=== Source material ===
start

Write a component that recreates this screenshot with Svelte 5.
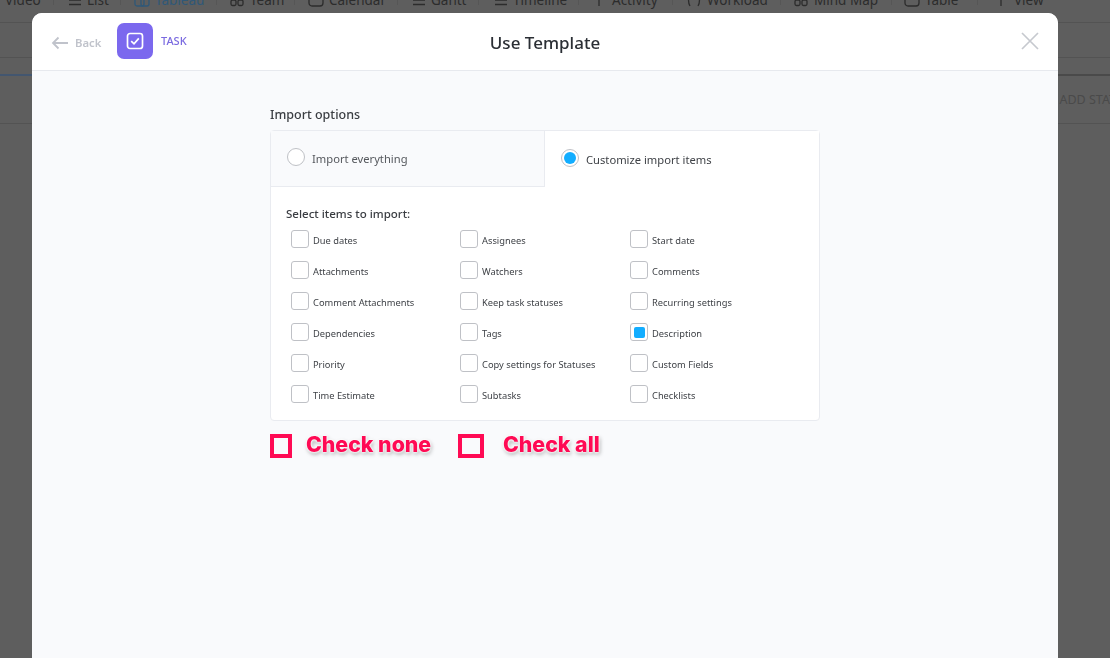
<script lang="ts">
const tabs = [
  { label: 'Video', icon: 'none', width: 54, pad: 5 },
  { label: 'List', icon: 'lines', width: 67, pad: 12 },
  { label: 'Tableau', icon: 'board', width: 96, pad: 13 },
  { label: 'Team', icon: 'team', width: 78, pad: 12 },
  { label: 'Calendar', icon: 'box', width: 103, pad: 13 },
  { label: 'Gantt', icon: 'lines', width: 81, pad: 12 },
  { label: 'Timeline', icon: 'lines', width: 100, pad: 13 },
  { label: 'Activity', icon: 'pulse', width: 94, pad: 12 },
  { label: 'Workload', icon: 'braces', width: 108, pad: 13 },
  { label: 'Mind Map', icon: 'team', width: 111, pad: 12 },
  { label: 'Table', icon: 'box', width: 86, pad: 12 },
  { label: 'View', icon: 'pulse', width: 132, pad: 15 },
];

const items = [
  ['Due dates', 'Assignees', 'Start date'],
  ['Attachments', 'Watchers', 'Comments'],
  ['Comment Attachments', 'Keep task statuses', 'Recurring settings'],
  ['Dependencies', 'Tags', 'Description'],
  ['Priority', 'Copy settings for Statuses', 'Custom Fields'],
  ['Time Estimate', 'Subtasks', 'Checklists'],
].flat();

let selected = $state(['Description']);
let mode = $state('custom');

function toggle(name: string) {
  selected = selected.includes(name)
    ? selected.filter((s) => s !== name)
    : [...selected, name];
}
</script>

<div class="page">
  <nav class="tabs">
    {#each tabs as tab}
      <div class="tab" class:active={tab.label === 'Tableau'} style="width:{tab.width}px;padding-left:{tab.pad}px">
        {#if tab.icon !== 'none'}
          <svg class="tab-icon" width="16" height="16" viewBox="0 0 16 16" fill="none" stroke="currentColor" stroke-width="1.3">
            {#if tab.icon === 'lines'}
              <path d="M3 3h12M3 8h12M3 12.5h12" />
            {:else if tab.icon === 'board'}
              <rect x="1" y="2" width="9" height="12" rx="2" /><rect x="7" y="6" width="8" height="8" rx="2" />
            {:else if tab.icon === 'team'}
              <rect x="2" y="8" width="5" height="5.5" rx="1.5" /><rect x="9" y="8" width="5" height="5.5" rx="1.5" />
            {:else if tab.icon === 'box'}
              <rect x="1" y="2" width="14" height="12" rx="3" />
            {:else if tab.icon === 'braces'}
              <path d="M4 2C2 5 2 11 4 14M12 2c2 3 2 9 0 12" />
            {:else}
              <path d="M8 1v13" />
            {/if}
          </svg>
        {/if}
        <span>{tab.label}</span>
      </div>
    {/each}
  </nav>
  <div class="bar"></div>
  <div class="bar accent"></div>
  <div class="status-row"><span>ADD STATUS</span></div>
</div>

<div class="modal">
  <header class="head">
    <div class="head-left">
      <button type="button" class="back">
        <svg width="18" height="14" viewBox="0 0 18 14" fill="none" stroke="currentColor" stroke-width="1.8">
          <path d="M17 7H2M7.5 1.5 2 7l5.5 5.5" />
        </svg>
        Back
      </button>
      <span class="badge">
        <svg width="18" height="18" viewBox="0 0 18 18" fill="none" stroke="#fff" stroke-width="1.7">
          <rect x="1.5" y="1.5" width="15" height="15" rx="2.5" />
          <path d="M5.2 9.2 8 11.8l4.8-5.4" />
        </svg>
      </span>
      <span class="kind">TASK</span>
    </div>
    <h1>Use Template</h1>
    <button type="button" class="close" aria-label="Close">
      <svg width="18" height="18" viewBox="0 0 18 18" fill="none" stroke="currentColor" stroke-width="1.7">
        <path d="M1 1l16 16M17 1 1 17" />
      </svg>
    </button>
  </header>

  <main class="body">
    <div class="panel">
      <h2>Import options</h2>
      <section class="card">
        <div class="choices">
          <button type="button" class="choice" class:off={mode !== 'all'} onclick={() => (mode = 'all')}>
            <span class="radio" class:on={mode === 'all'}></span>
            Import everything
          </button>
          <button type="button" class="choice" class:off={mode !== 'custom'} onclick={() => (mode = 'custom')}>
            <span class="radio" class:on={mode === 'custom'}></span>
            Customize import items
          </button>
        </div>
        <div class="select">
          <h3>Select items to import:</h3>
          <div class="grid">
            {#each items as item}
              <label class="item">
                <input type="checkbox" checked={selected.includes(item)} onchange={() => toggle(item)} />
                <span class="box"></span>
                <span>{item}</span>
              </label>
            {/each}
          </div>
        </div>
      </section>
      <div class="notes">
        <div class="note none"><span class="square"></span><span class="note-text">Check none</span></div>
        <div class="note all"><span class="square"></span><span class="note-text">Check all</span></div>
      </div>
    </div>
  </main>
</div>

<style>
  :global(body) {
    margin: 0;
    background: #5e5e5e;
    font-family: 'Noto Sans', 'Open Sans', sans-serif;
    overflow: hidden;
  }

  .page {
    height: 658px;
    overflow: hidden;
    background: #5e5e5e;
    color: #2a2a2a;
  }

  .tabs {
    display: flex;
    height: 23px;
    border-bottom: 1px solid #535353;
    overflow: hidden;
    box-sizing: border-box;
  }

  .tab {
    display: flex;
    align-items: center;
    gap: 5px;
    height: 10px;
    margin-top: -5px;
    box-sizing: border-box;
    border-right: 1px solid #565656;
    font-size: 13.5px;
    color: #2c2c2c;
    flex: none;
  }

  .tab:last-child {
    border-right: none;
  }

  .tab.active {
    color: #2f5878;
  }

  .tab-icon {
    flex: none;
    color: #2c2c2c;
  }

  .tab.active .tab-icon {
    color: #2f5878;
  }

  .bar {
    height: 35px;
    border-bottom: 1px solid #535353;
    box-sizing: border-box;
  }

  .bar.accent {
    height: 18px;
    border-bottom: 2px solid #4a4a4a;
    box-sizing: border-box;
    position: relative;
  }

  .bar.accent::before {
    content: '';
    position: absolute;
    left: 0;
    bottom: -2px;
    width: 32px;
    height: 2px;
    background: #43566f;
  }

  .status-row {
    height: 48px;
    border-bottom: 1px solid #535353;
    display: flex;
    justify-content: flex-end;
    align-items: center;
    box-sizing: border-box;
    font-size: 12.5px;
    color: #4a4a4a;
    white-space: nowrap;
    overflow: hidden;
  }

  .status-row span {
    margin-right: -22px;
  }

  .modal {
    position: fixed;
    left: 32px;
    top: 13px;
    width: 1026px;
    height: 645px;
    display: flex;
    flex-direction: column;
    background: #f9fafc;
    border-radius: 10px 10px 0 0;
    overflow: hidden;
  }

  .head {
    flex: none;
    height: 58px;
    box-sizing: border-box;
    padding: 0 19px 0 20px;
    display: flex;
    align-items: center;
    justify-content: space-between;
    position: relative;
    background: #fff;
    border-bottom: 1px solid #e7e9ee;
    color: #2a2e34;
  }

  .head-left {
    display: flex;
    align-items: center;
    margin-top: -1px;
  }

  .back {
    display: flex;
    align-items: center;
    gap: 6px;
    width: 65px;
    padding: 3px 0 0;
    border: none;
    background: none;
    font: 600 11.3px 'Noto Sans', sans-serif;
    color: #c0c3cb;
  }

  .back svg {
    margin-left: -1px;
  }

  .badge {
    width: 36px;
    height: 36px;
    border-radius: 7px;
    background: #7b68ee;
    display: flex;
    align-items: center;
    justify-content: center;
  }

  .kind {
    margin-left: 8px;
    margin-top: -2px;
    font-size: 11px;
    font-weight: 500;
    color: #7a6ae0;
  }

  h1 {
    position: absolute;
    left: 0;
    right: 0;
    top: 18px;
    margin: 0;
    text-align: center;
    font-size: 17px;
    line-height: 24px;
    font-weight: 500;
  }

  .close {
    display: flex;
    padding: 0;
    margin-top: -1px;
    border: none;
    background: none;
    color: #c6c9cf;
  }

  .body {
    flex: 1;
    display: flex;
    justify-content: center;
    padding-top: 34px;
    box-sizing: border-box;
  }

  .panel {
    width: 550px;
  }

  h2 {
    margin: 0 0 5px;
    font-size: 12.5px;
    line-height: 20px;
    font-weight: 500;
    color: #3a3d42;
  }

  .card {
    height: 291px;
    box-sizing: border-box;
    background: #fff;
    border: 1px solid #e9ebf0;
    border-radius: 4px;
  }

  .choices {
    display: grid;
    grid-template-columns: 274px 1fr;
    height: 56px;
  }

  .choice {
    display: flex;
    align-items: center;
    gap: 7px;
    padding: 0 0 0 16px;
    border: none;
    background: #fff;
    font: 11.2px 'Noto Sans', sans-serif;
    color: #3f4247;
    text-align: left;
  }

  .choice.off {
    background: #f9fafc;
    border-right: 1px solid #e9ebf0;
    border-bottom: 1px solid #e9ebf0;
    color: #55585d;
  }

  .radio {
    width: 18px;
    height: 18px;
    box-sizing: border-box;
    flex: none;
    border: 1px solid #bfc1c6;
    border-radius: 50%;
    background: #fff;
    display: flex;
    align-items: center;
    justify-content: center;
    margin-top: -3px;
  }

  .radio.on::after {
    content: '';
    width: 12px;
    height: 12px;
    border-radius: 50%;
    background: #12adff;
  }

  .select {
    padding: 17px 15px 0;
  }

  h3 {
    margin: 0 0 1px;
    font-size: 11.5px;
    line-height: 20px;
    font-weight: 500;
    color: #3a3d42;
  }

  .grid {
    display: grid;
    grid-template-columns: 169px 170px 1fr;
    grid-auto-rows: 31px;
    padding-left: 5px;
  }

  .item {
    display: flex;
    align-items: center;
    gap: 4px;
    font-size: 9.3px;
    color: #3f4247;
    white-space: nowrap;
  }

  .item input {
    position: absolute;
    opacity: 0;
    width: 0;
    height: 0;
  }

  .box {
    width: 18px;
    height: 18px;
    box-sizing: border-box;
    flex: none;
    border: 1px solid #bfc1c6;
    border-radius: 3px;
    background: #fff;
    display: flex;
    align-items: center;
    justify-content: center;
    margin-top: -3px;
  }

  input:checked + .box::after {
    content: '';
    width: 11px;
    height: 11px;
    border-radius: 2px;
    background: #12adff;
  }

  .notes {
    display: flex;
    margin-top: 13px;
  }

  .note {
    display: flex;
    align-items: flex-start;
  }

  .note.none {
    width: 188px;
    gap: 14px;
  }

  .note.all {
    gap: 19px;
  }

  .square {
    box-sizing: border-box;
    width: 22px;
    height: 24px;
    border: 4px solid #ff0a54;
    flex: none;
  }

  .note.all .square {
    width: 26px;
  }

  .note-text {
    font-family: Inter, sans-serif;
    font-size: 21.3px;
    line-height: 20px;
    font-weight: 800;
    color: #ff0a54;
    white-space: nowrap;
    text-shadow: 0 0 2px #fff, 0 0 3px #fff, 0 0 3px #fff, 1px 2px 4px rgba(0, 0, 0, 0.4);
  }
</style>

end

=== Objective ===
Return the material line for line, from its beginning to the line that contains "let mode = $state('custom');", with the pictures left out.

=== Answer to the exercise ===
Write a component that recreates this screenshot with Svelte 5.
<script lang="ts">
const tabs = [
  { label: 'Video', icon: 'none', width: 54, pad: 5 },
  { label: 'List', icon: 'lines', width: 67, pad: 12 },
  { label: 'Tableau', icon: 'board', width: 96, pad: 13 },
  { label: 'Team', icon: 'team', width: 78, pad: 12 },
  { label: 'Calendar', icon: 'box', width: 103, pad: 13 },
  { label: 'Gantt', icon: 'lines', width: 81, pad: 12 },
  { label: 'Timeline', icon: 'lines', width: 100, pad: 13 },
  { label: 'Activity', icon: 'pulse', width: 94, pad: 12 },
  { label: 'Workload', icon: 'braces', width: 108, pad: 13 },
  { label: 'Mind Map', icon: 'team', width: 111, pad: 12 },
  { label: 'Table', icon: 'box', width: 86, pad: 12 },
  { label: 'View', icon: 'pulse', width: 132, pad: 15 },
];

const items = [
  ['Due dates', 'Assignees', 'Start date'],
  ['Attachments', 'Watchers', 'Comments'],
  ['Comment Attachments', 'Keep task statuses', 'Recurring settings'],
  ['Dependencies', 'Tags', 'Description'],
  ['Priority', 'Copy settings for Statuses', 'Custom Fields'],
  ['Time Estimate', 'Subtasks', 'Checklists'],
].flat();

let selected = $state(['Description']);
let mode = $state('custom');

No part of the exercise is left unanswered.